I was just slightly confused by the currently existing tests you were recommending to extend, thanks for clarifying that it was in fact testing something else.
@mdedetrich Are you still interested in completing this KIP? IIRC the changes were fine but I was wondering if an integration test would be necessary. @jlprat @C0urante WDYT?
@mimaison Thanks for the reminder!
Yes I am still interested, unfortunately due to the non trivial nature of the type of tests I needed to write the this ended up becoming de-prioritized due to the amount of work necessary on my end (also our internal usecase of this feature also was delayed).
If its still decided we want full integration tests than in around a few weeks I should have time to look into it.

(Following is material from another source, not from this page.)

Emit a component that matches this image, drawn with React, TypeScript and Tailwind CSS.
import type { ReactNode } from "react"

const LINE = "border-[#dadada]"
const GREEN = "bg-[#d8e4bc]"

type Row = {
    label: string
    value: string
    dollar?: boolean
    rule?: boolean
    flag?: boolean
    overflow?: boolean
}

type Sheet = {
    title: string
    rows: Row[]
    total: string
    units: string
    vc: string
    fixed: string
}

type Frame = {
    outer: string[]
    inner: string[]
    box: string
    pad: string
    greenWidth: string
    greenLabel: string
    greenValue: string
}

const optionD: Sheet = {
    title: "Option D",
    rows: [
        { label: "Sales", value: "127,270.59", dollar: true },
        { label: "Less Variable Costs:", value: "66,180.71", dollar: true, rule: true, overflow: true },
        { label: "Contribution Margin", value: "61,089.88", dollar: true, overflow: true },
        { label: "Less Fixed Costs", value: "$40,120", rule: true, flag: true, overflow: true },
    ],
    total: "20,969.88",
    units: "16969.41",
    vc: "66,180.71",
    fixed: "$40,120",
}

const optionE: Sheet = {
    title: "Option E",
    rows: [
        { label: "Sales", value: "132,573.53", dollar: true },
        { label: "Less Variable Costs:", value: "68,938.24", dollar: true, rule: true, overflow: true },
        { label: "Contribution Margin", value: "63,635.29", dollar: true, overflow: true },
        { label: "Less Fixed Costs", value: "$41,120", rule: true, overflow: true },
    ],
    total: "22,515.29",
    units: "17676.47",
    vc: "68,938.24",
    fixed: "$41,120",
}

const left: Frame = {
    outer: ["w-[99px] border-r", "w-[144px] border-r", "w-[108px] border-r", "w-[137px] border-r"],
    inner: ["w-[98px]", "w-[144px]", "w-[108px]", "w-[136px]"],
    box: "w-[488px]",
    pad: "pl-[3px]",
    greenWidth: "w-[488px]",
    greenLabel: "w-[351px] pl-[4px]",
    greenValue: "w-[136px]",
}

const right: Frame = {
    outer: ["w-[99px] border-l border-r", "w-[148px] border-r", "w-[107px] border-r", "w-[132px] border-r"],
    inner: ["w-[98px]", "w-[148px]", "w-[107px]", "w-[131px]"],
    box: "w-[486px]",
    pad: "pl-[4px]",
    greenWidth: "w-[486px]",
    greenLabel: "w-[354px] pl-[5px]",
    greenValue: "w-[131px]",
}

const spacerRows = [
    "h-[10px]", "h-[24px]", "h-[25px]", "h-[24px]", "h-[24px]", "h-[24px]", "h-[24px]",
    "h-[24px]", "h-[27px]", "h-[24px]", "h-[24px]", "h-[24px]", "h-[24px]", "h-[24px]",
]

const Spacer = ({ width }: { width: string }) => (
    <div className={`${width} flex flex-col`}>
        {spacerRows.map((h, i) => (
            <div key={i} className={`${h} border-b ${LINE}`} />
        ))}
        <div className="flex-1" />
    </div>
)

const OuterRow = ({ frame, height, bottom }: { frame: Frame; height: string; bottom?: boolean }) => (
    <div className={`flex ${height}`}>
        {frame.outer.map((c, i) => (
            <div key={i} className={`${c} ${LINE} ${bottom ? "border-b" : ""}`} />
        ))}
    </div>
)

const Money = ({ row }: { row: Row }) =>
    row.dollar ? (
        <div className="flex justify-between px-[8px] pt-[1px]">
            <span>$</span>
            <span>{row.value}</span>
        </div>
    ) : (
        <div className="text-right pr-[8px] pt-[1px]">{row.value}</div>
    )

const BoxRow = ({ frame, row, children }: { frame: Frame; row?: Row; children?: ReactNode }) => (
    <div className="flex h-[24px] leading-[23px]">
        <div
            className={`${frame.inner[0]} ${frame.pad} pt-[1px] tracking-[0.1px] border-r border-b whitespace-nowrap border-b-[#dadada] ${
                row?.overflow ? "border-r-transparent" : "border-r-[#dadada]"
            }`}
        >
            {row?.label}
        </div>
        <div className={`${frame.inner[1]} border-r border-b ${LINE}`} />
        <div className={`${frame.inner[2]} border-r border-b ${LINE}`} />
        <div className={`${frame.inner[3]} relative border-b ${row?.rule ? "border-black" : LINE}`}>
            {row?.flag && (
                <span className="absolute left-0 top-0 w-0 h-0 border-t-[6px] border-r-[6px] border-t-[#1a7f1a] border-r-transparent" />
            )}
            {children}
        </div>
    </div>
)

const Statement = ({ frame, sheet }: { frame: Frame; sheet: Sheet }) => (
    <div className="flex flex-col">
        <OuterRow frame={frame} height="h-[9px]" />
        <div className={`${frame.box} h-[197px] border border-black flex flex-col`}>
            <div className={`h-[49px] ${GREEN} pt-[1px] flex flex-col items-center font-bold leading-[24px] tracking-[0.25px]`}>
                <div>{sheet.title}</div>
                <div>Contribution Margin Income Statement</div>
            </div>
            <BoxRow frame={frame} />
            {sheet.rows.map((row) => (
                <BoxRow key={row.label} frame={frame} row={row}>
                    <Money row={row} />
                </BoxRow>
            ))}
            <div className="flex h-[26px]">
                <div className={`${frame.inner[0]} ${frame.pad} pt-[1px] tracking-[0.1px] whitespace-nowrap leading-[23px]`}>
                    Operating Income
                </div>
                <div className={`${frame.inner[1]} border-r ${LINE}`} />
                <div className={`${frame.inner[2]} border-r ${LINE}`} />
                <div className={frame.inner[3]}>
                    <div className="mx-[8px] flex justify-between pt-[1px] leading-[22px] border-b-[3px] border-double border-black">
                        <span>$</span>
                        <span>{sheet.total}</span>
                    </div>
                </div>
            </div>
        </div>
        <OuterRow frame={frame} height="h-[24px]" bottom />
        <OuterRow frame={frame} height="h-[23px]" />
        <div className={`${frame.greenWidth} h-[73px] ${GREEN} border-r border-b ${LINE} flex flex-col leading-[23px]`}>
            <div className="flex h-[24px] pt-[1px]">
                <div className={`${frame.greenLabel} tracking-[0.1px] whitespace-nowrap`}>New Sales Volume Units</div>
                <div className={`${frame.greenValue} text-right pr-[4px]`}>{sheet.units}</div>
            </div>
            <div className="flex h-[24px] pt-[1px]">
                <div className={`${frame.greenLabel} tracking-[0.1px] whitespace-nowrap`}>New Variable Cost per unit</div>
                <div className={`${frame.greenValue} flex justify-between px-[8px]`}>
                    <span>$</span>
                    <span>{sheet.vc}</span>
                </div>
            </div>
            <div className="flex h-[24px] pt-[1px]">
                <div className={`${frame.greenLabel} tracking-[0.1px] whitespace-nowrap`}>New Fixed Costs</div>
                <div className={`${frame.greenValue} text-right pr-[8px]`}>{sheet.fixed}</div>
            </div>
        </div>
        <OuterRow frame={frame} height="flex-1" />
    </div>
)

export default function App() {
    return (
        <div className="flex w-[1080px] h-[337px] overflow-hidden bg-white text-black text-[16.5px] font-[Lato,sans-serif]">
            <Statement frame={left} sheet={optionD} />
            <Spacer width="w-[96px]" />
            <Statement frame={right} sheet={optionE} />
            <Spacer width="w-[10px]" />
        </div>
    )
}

Hi @mimaison! We have a variation (simplification) of this change running on our production for over a year and so far no problems. So I'd be fine with merging the change as it is.
Hi @jlprat, the point of tests is also to ensure future changes don't break this feature. You're more familiar with this feature than me, if you think the unit tests are enough, you can merge the PR.
Hi @mimaison, the current unit tests present in the PR seem that they will cover the case of a potential involuntary regression for this feature. So I'm fine adding the change as it currently stands.
@mdedetrich Could you update the documentation bit? Currently, it is under 3.3
, but it should be moved under a new 3.6 section.